● Exercise aim: Say how many lines contain the word "index" and give no other text.

╭─ Provided material

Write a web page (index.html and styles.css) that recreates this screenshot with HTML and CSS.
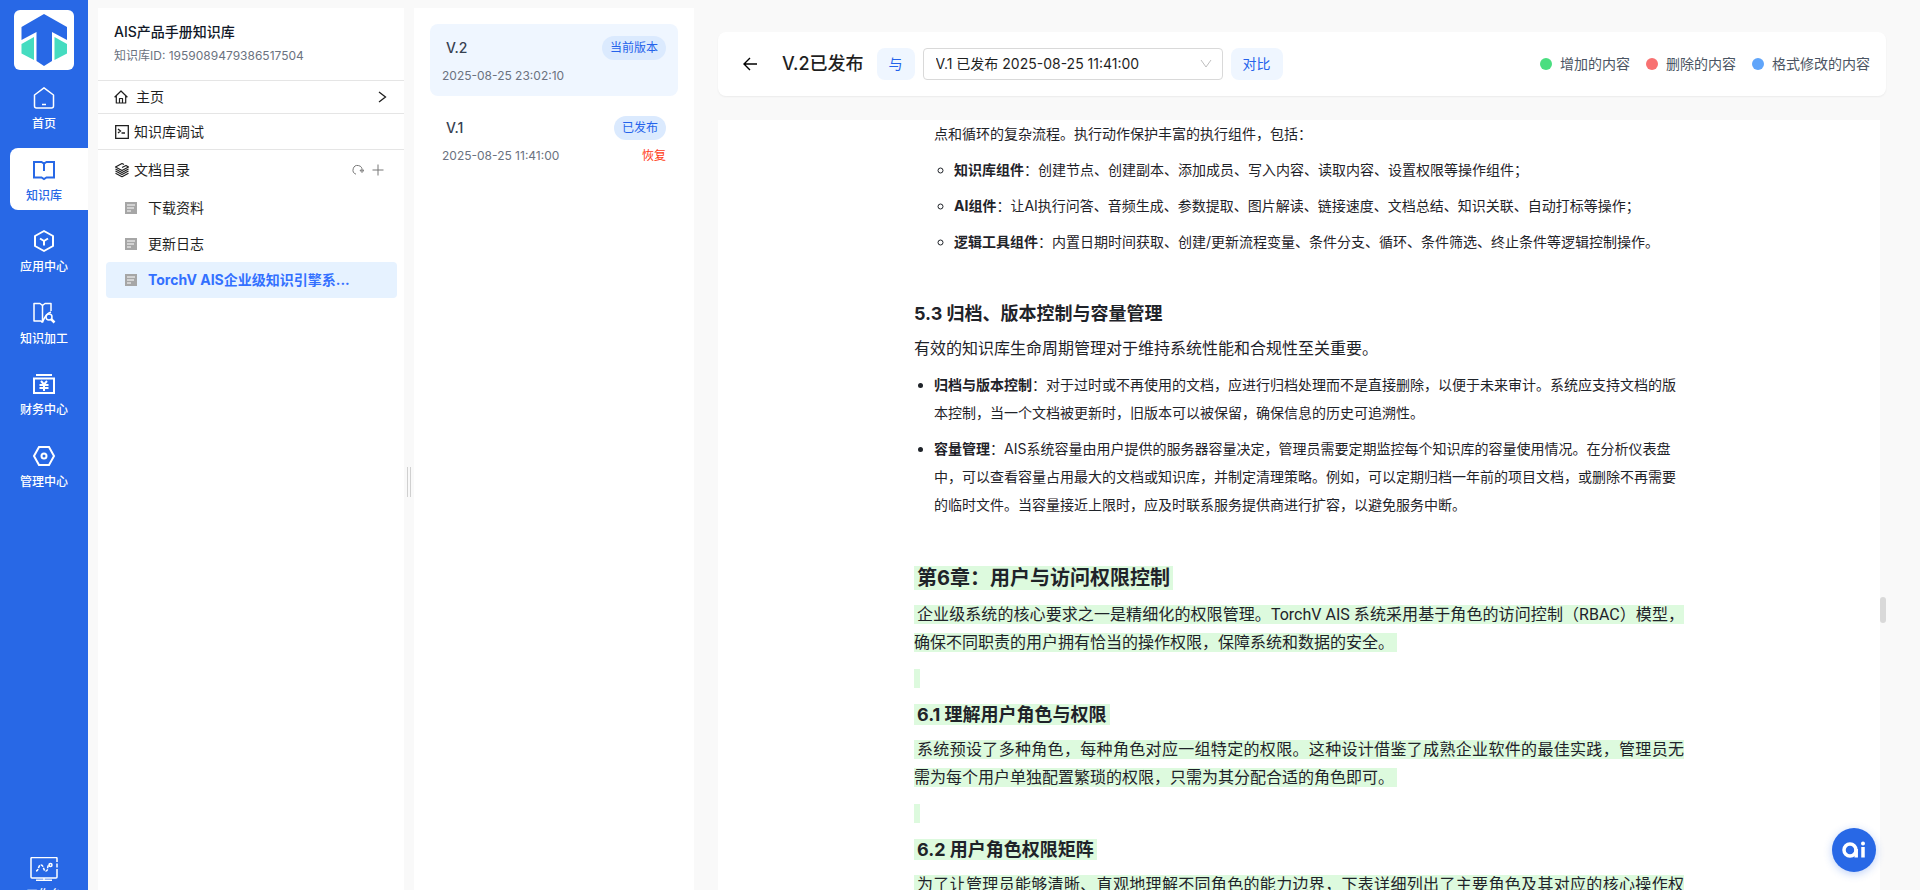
FILE: index.html
```html
<!DOCTYPE html>
<html lang="zh-CN">
<head>
    <meta charset="UTF-8">
    <meta name="viewport" content="width=device-width, initial-scale=1.0">
    <title>AIS产品手册知识库</title>
    <link rel="stylesheet" href="styles.css">
</head>
<body>
    <div class="app">
        <!-- 主导航 -->
        <nav class="sidebar">
            <a class="logo" href="#" aria-label="TorchV">
                <svg width="60" height="60" viewBox="0 0 60 60">
                    <path d="M30 4 53 17V30L38 22V51L30 56 22.500 51V22L7.500 30V17z" fill="#2868e6"/>
                    <path d="M20 27V50L7.500 43.500V34z" fill="#45dcc0"/>
                    <path d="M40.500 27V50L53 43.500V34z" fill="#45dcc0"/>
                </svg>
            </a>
            <div class="nav-list">
                <a class="nav-item" href="#">
                    <svg width="24" height="24" viewBox="0 0 24 24" fill="none" stroke="currentColor" stroke-width="1.5" stroke-linejoin="round">
                        <path d="M2.500 9 12 1.800 21.500 9V20a2 2 0 0 1-2 2H4.500a2 2 0 0 1-2-2z"/>
                        <path d="M10 18.500h4"/>
                    </svg>
                    <span>首页</span>
                </a>
                <a class="nav-item active" href="#">
                    <svg width="24" height="24" viewBox="0 0 24 24" fill="none" stroke="currentColor" stroke-width="2">
                        <path d="M2 4H9.500L12 5.500 14.500 4H22V19.500H14.500L12 21 9.500 19.500H2z"/>
                        <path d="M12 5V13"/>
                    </svg>
                    <span>知识库</span>
                </a>
                <a class="nav-item" href="#">
                    <svg width="24" height="24" viewBox="0 0 24 24" fill="none" stroke="currentColor" stroke-width="2" stroke-linejoin="round">
                        <path d="M12 2 21 7V17L12 22 3 17V7z"/>
                        <path d="M8 9.500 12 12 16 9.500M12 12V16.500"/>
                    </svg>
                    <span>应用中心</span>
                </a>
                <a class="nav-item" href="#">
                    <svg width="24" height="24" viewBox="0 0 24 24" fill="none" stroke="currentColor" stroke-width="1.500" stroke-linejoin="round">
                        <path d="M10.500 21.500 9 20H2V2.500H8L10.500 4.500 13 2.500H19V10"/>
                        <path d="M10.500 4.500V21.500M10.500 21.500C12 18 13 13 19 11"/>
                        <circle cx="17" cy="16" r="3"/>
                        <path d="M19 18 22.500 21.500" stroke-width="2.500"/>
                    </svg>
                    <span>知识加工</span>
                </a>
                <a class="nav-item" href="#">
                    <svg width="24" height="24" viewBox="0 0 24 24" fill="none" stroke="currentColor" stroke-width="2">
                        <path d="M4 3H20M2 6.500H22V21H2z"/>
                        <path d="M9 9 12 12.500 15 9M7.500 13H16.500M7.500 16H16.500M12 12.500V19"/>
                    </svg>
                    <span>财务中心</span>
                </a>
                <a class="nav-item" href="#">
                    <svg width="24" height="24" viewBox="0 0 24 24" fill="none" stroke="currentColor" stroke-width="2">
                        <path d="M7 3H17L22 12 17 21H7L2 12z"/>
                        <circle cx="12" cy="12" r="2.500"/>
                    </svg>
                    <span>管理中心</span>
                </a>
            </div>
            <a class="nav-item workbench" href="#">
                <svg width="28" height="24" viewBox="0 0 28 24" fill="none" stroke="currentColor" stroke-width="1.500">
                    <path d="M27 5V1.500a1 1 0 0 0-1-1H2a1 1 0 0 0-1 1V20a1 1 0 0 0 1 1H26a1 1 0 0 0 1-1V12M27 6.500V10.500"/>
                    <path d="M14 21V23M6 23.200H22"/>
                    <path d="M6 14C9 14 8 8 11 8S13 14 16 14 16 8 20 8" stroke-dasharray="3 1"/>
                    <circle cx="20.500" cy="8" r="1.500"/>
                </svg>
                <span>工作台</span>
            </a>
        </nav>

        <!-- 知识库目录 -->
        <aside class="panel library">
            <header class="library-head">
                <h1>AIS产品手册知识库</h1>
                <p>知识库ID: 1959089479386517504</p>
            </header>
            <a class="row row-home" href="#">
                <svg width="14" height="14" viewBox="0 0 14 14" fill="none" stroke="currentColor" stroke-width="1.200" stroke-linejoin="round">
                    <path d="M.6 7.200 7 1 13.400 7.200M2.300 6V13H11.700V6M5.500 13V8.500H8.500V13"/>
                </svg>
                <span>主页</span>
                <svg class="push" width="10" height="12" viewBox="0 0 10 12" fill="none" stroke="currentColor" stroke-width="1.300">
                    <path d="M1 1 7.500 6 1 11"/>
                </svg>
            </a>
            <a class="row row-debug" href="#">
                <svg width="16" height="16" viewBox="0 0 16 16" fill="none" stroke="currentColor" stroke-width="1.300">
                    <path d="M1.700 1.700H14.300V14.300H1.700z"/>
                    <path d="M4 5 6.500 7 4 9M7.500 9H11"/>
                </svg>
                <span>知识库调试</span>
            </a>
            <div class="row row-docs">
                <svg width="16" height="16" viewBox="0 0 16 16" fill="none" stroke="currentColor" stroke-width="1.200" stroke-linejoin="round">
                    <path d="M8 1.500 1.500 5 8 8.500 14.500 5 12 3.500 8 5.500M8 1.500 10 2.500"/>
                    <path d="M1.500 7 8 10.500 14.500 7M1.500 9 8 12.500 14.500 9M1.500 11.200 8 14.700 14.500 11.200"/>
                </svg>
                <span>文档目录</span>
                <button class="icon-btn push" type="button" aria-label="刷新">
                    <svg width="12" height="12" viewBox="0 0 12 12" fill="none" stroke="currentColor">
                        <path d="M4 10.200A4.500 4.500 0 1 1 10 6.500M8 6.200H12L10 8.500z"/>
                    </svg>
                </button>
                <button class="icon-btn" type="button" aria-label="新建">
                    <svg width="12" height="12" viewBox="0 0 12 12" stroke="currentColor">
                        <path d="M6 .5V11.500M.5 6H11.500"/>
                    </svg>
                </button>
            </div>
            <div class="tree">
                <a href="#">
                    <svg width="12" height="12" viewBox="0 0 12 12"><path d="M0 0H12V12H0z" fill="#a6a6a6"/><path d="M2 3H10M2 6H9M2 9H6" stroke="#fff"/></svg>
                    <span>下载资料</span>
                </a>
                <a href="#">
                    <svg width="12" height="12" viewBox="0 0 12 12"><path d="M0 0H12V12H0z" fill="#a6a6a6"/><path d="M2 3H10M2 6H9M2 9H6" stroke="#fff"/></svg>
                    <span>更新日志</span>
                </a>
                <a class="current" href="#">
                    <svg width="12" height="12" viewBox="0 0 12 12"><path d="M0 0H12V12H0z" fill="#a6a6a6"/><path d="M2 3H10M2 6H9M2 9H6" stroke="#fff"/></svg>
                    <span>TorchV AIS企业级知识引擎系...</span>
                </a>
            </div>
        </aside>

        <div class="splitter"><i></i></div>

        <!-- 版本列表 -->
        <section class="panel versions">
            <article class="version selected">
                <div><strong>V.2</strong><span class="tag">当前版本</span></div>
                <div><time>2025-08-25 23:02:10</time></div>
            </article>
            <article class="version">
                <div><strong>V.1</strong><span class="tag">已发布</span></div>
                <div><time>2025-08-25 11:41:00</time><button class="restore" type="button">恢复</button></div>
            </article>
        </section>

        <!-- 版本对比 -->
        <main class="main">
            <header class="toolbar">
                <button class="back" type="button" aria-label="返回">
                    <svg width="16" height="16" viewBox="0 0 16 16" fill="none" stroke="currentColor" stroke-width="1.400">
                        <path d="M15 8H2M8 2 2 8 8 14"/>
                    </svg>
                </button>
                <h2>V.2已发布</h2>
                <div class="compare">
                    <button class="soft-btn" type="button">与</button>
                    <select aria-label="对比版本">
                        <option>V.1 已发布 2025-08-25 11:41:00</option>
                    </select>
                    <button class="soft-btn" type="button">对比</button>
                </div>
                <ul class="legend">
                    <li class="added">增加的内容</li>
                    <li class="removed">删除的内容</li>
                    <li class="changed">格式修改的内容</li>
                </ul>
            </header>

            <div class="viewer">
                <article class="doc">
                    <ul class="continued">
                        <li>点和循环的复杂流程。执行动作保护丰富的执行组件，包括：
                            <ul>
                                <li><b>知识库组件</b>：创建节点、创建副本、添加成员、写入内容、读取内容、设置权限等操作组件；</li>
                                <li><b>AI组件</b>：让AI执行问答、音频生成、参数提取、图片解读、链接速度、文档总结、知识关联、自动打标等操作；</li>
                                <li><b>逻辑工具组件</b>：内置日期时间获取、创建/更新流程变量、条件分支、循环、条件筛选、终止条件等逻辑控制操作。</li>
                            </ul>
                        </li>
                    </ul>
                    <p></p>
                    <h3>5.3 归档、版本控制与容量管理</h3>
                    <p>有效的知识库生命周期管理对于维持系统性能和合规性至关重要。</p>
                    <ul>
                        <li><b>归档与版本控制</b>：对于过时或不再使用的文档，应进行归档处理而不是直接删除，以便于未来审计。系统应支持文档的版本控制，当一个文档被更新时，旧版本可以被保留，确保信息的历史可追溯性。</li>
                        <li><b>容量管理</b>：AIS系统容量由用户提供的服务器容量决定，管理员需要定期监控每个知识库的容量使用情况。在分析仪表盘中，可以查看容量占用最大的文档或知识库，并制定清理策略。例如，可以定期归档一年前的项目文档，或删除不再需要的临时文件。当容量接近上限时，应及时联系服务提供商进行扩容，以避免服务中断。</li>
                    </ul>
                    <p></p>
                    <h2><ins>第6章：用户与访问权限控制</ins></h2>
                    <p><ins>企业级系统的核心要求之一是精细化的权限管理。TorchV AIS 系统采用基于角色的访问控制（RBAC）模型，确保不同职责的用户拥有恰当的操作权限，保障系统和数据的安全。</ins></p>
                    <p><ins></ins></p>
                    <h3><ins>6.1 理解用户角色与权限</ins></h3>
                    <p><ins>系统预设了多种角色，每种角色对应一组特定的权限。这种设计借鉴了成熟企业软件的最佳实践，管理员无需为每个用户单独配置繁琐的权限，只需为其分配合适的角色即可。</ins></p>
                    <p><ins></ins></p>
                    <h3><ins>6.2 用户角色权限矩阵</ins></h3>
                    <p><ins>为了让管理员能够清晰、直观地理解不同角色的能力边界，下表详细列出了主要角色及其对应的核心操作权限。</ins></p>
                </article>
                <div class="scroll-thumb"></div>
            </div>
        </main>
    </div>

    <button class="ai-btn" type="button" aria-label="ai">
        <svg width="24" height="18" viewBox="0 0 24 18" fill="none" stroke="#fff" stroke-width="3.500">
            <circle cx="8" cy="9" r="6"/>
            <path d="M14.200 8V16.500M21 6V16.500"/>
            <circle cx="21" cy="2.500" r="2" fill="#fff" stroke="none"/>
        </svg>
    </button>
</body>
</html>
```
FILE: styles.css
```css
* {
    box-sizing: border-box;
    margin: 0;
    padding: 0;
}

body {
    background: #f9f9f9;
    color: #1f1f1f;
    font-family: Inter, "Noto Sans CJK SC", sans-serif;
    font-size: 14px;
    line-height: 20px;
    overflow: hidden;
}

a {
    color: inherit;
    text-decoration: none;
}

ul {
    list-style: none;
}

button {
    border: none;
    background: none;
    font: inherit;
    cursor: pointer;
}

svg {
    display: block;
    flex: none;
}

.app {
    display: flex;
    height: 100vh;
}

/* 主导航 */
.sidebar {
    display: flex;
    flex-direction: column;
    flex: none;
    width: 88px;
    padding-top: 10px;
    background: #2868e6;
    color: #fff;
}

.logo {
    align-self: center;
    margin-bottom: 6px;
    border-radius: 6px;
    background: #fff;
}

.nav-list {
    display: flex;
    flex-direction: column;
    justify-content: space-between;
    height: 420px;
}

.nav-item {
    display: flex;
    flex-direction: column;
    align-items: center;
    gap: 4px;
    height: 62px;
    margin-left: 10px;
    padding: 10px 10px 0 0;
    border-radius: 8px 0 0 8px;
    font-size: 12px;
    font-weight: 500;
}

.nav-item.active {
    background: #fff;
    color: #2868e6;
}

.workbench {
    margin-top: auto;
    margin-bottom: -19px;
}

/* 面板 */
.panel {
    flex: none;
    margin-top: 8px;
    background: #fff;
}

.library {
    width: 306px;
    margin-left: 10px;
}

.library-head {
    padding: 14px 16px;
    border-bottom: 1px solid #e5e5e5;
}

.library-head h1 {
    margin-bottom: 4px;
    color: #111827;
    font-size: 14px;
    font-weight: 500;
}

.library-head p {
    color: #6b7280;
    font-size: 12px;
}

.row {
    display: flex;
    align-items: center;
    gap: 4px;
    padding: 0 16px;
    border-bottom: 1px solid #e5e5e5;
}

.row-home {
    gap: 8px;
    height: 33px;
}

.row-debug {
    height: 36px;
}

.row-docs {
    height: 40px;
    padding-right: 18px;
    border: none;
}

.push {
    margin-left: auto;
}

.icon-btn {
    padding: 2px;
    color: #777;
}

.tree {
    padding: 0 7px 0 8px;
}

.tree a {
    display: flex;
    align-items: center;
    gap: 11px;
    height: 36px;
    padding-left: 19px;
    border-radius: 4px;
}

.tree .current {
    background: #e6f2ff;
    color: #3370ff;
    font-weight: 700;
}

.splitter {
    display: flex;
    align-items: center;
    justify-content: center;
    flex: none;
    width: 10px;
    padding-top: 74px;
}

.splitter i {
    width: 4px;
    height: 30px;
    border: solid #d0d0d0;
    border-width: 0 1px;
}

/* 版本列表 */
.versions {
    display: flex;
    flex-direction: column;
    gap: 8px;
    width: 280px;
    padding: 16px;
}

.version {
    display: flex;
    flex-direction: column;
    gap: 6px;
    padding: 12px 12px 10px;
    border-radius: 8px;
}

.version.selected {
    background: #eff6ff;
}

.version div {
    display: flex;
    align-items: center;
    justify-content: space-between;
    line-height: 20px;
}

.version strong {
    padding-left: 4px;
    color: #374151;
    font-weight: 500;
}

.version time {
    color: #6b7280;
    font-size: 12px;
}

.tag {
    padding: 0 8px;
    border-radius: 12px;
    background: #dbeafe;
    color: #2563eb;
    font-size: 12px;
    line-height: 24px;
}

.restore {
    color: #ff3b14;
    font-size: 12px;
}

/* 版本对比 */
.main {
    display: flex;
    flex-direction: column;
    flex: 1;
    gap: 24px;
    min-width: 0;
    padding: 32px 34px 0 24px;
}

.toolbar {
    display: flex;
    align-items: center;
    flex: none;
    height: 64px;
    padding: 0 16px 0 24px;
    border-radius: 8px;
    background: #fff;
    box-shadow: 0 1px 2px rgba(0, 0, 0, 0.06);
}

.toolbar h2 {
    margin: 0 13px 0 24px;
    font-size: 18px;
    font-weight: 500;
}

.compare {
    display: flex;
    gap: 8px;
}

.soft-btn {
    height: 32px;
    padding: 0 12px;
    border-radius: 8px;
    background: #eff6ff;
    color: #2563eb;
}

.compare select {
    width: 300px;
    height: 32px;
    padding: 0 12px;
    border: 1px solid #d9d9d9;
    border-radius: 4px;
    appearance: none;
    background: #fff url("data:image/svg+xml,%3Csvg xmlns='http://www.w3.org/2000/svg' width='12' height='10' fill='none' stroke='%23bfbfbf'%3E%3Cpath d='M1 1 6 8 11 1'/%3E%3C/svg%3E") no-repeat right 10px center;
    color: #1f1f1f;
    font: inherit;
}

.legend {
    display: flex;
    gap: 16px;
    margin-left: auto;
    color: #4b5563;
}

.legend li {
    display: flex;
    align-items: center;
    gap: 8px;
}

.legend li::before {
    content: "";
    width: 12px;
    height: 12px;
    border-radius: 50%;
    background: #4ade80;
}

.legend .removed::before {
    background: #f87171;
}

.legend .changed::before {
    background: #60a5fa;
}

.viewer {
    position: relative;
    flex: 1;
    min-height: 0;
    margin-right: 6px;
}

.doc {
    height: 100%;
    padding: 0 24px;
    overflow: hidden;
    background: #fff;
    color: #1f2329;
    font-size: 16px;
    line-height: 28px;
}

.doc > * {
    max-width: 770px;
    margin: 0 auto 8px;
}

.doc p {
    min-height: 28px;
    font-family: Roboto, "Noto Sans CJK SC", sans-serif;
    text-align: justify;
}

.doc h2 {
    font-size: 20px;
    font-weight: 700;
    line-height: 30px;
}

.doc h3 {
    font-size: 18px;
    font-weight: 700;
    line-height: 27px;
}

.doc ul {
    padding-left: 20px;
    list-style: disc;
    font-size: 14px;
}

.doc .continued {
    list-style: none;
}

.doc ul ul {
    margin-top: 8px;
    list-style: circle;
}

.doc li + li {
    margin-top: 8px;
}

.doc b {
    font-weight: 700;
}

.doc ins {
    padding: 0 3px;
    background: #ddfade;
    text-decoration: none;
}

.scroll-thumb {
    position: absolute;
    top: 62%;
    right: -6px;
    width: 6px;
    height: 26px;
    border-radius: 3px;
    background: #d9d9d9;
}

.ai-btn {
    display: flex;
    align-items: center;
    justify-content: center;
    position: fixed;
    right: 44px;
    bottom: 18px;
    width: 44px;
    height: 44px;
    border-radius: 50%;
    background: #2868e6;
    box-shadow: 0 2px 8px rgba(40, 104, 230, 0.3);
}
```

╰─

● Solution for this exercise: 2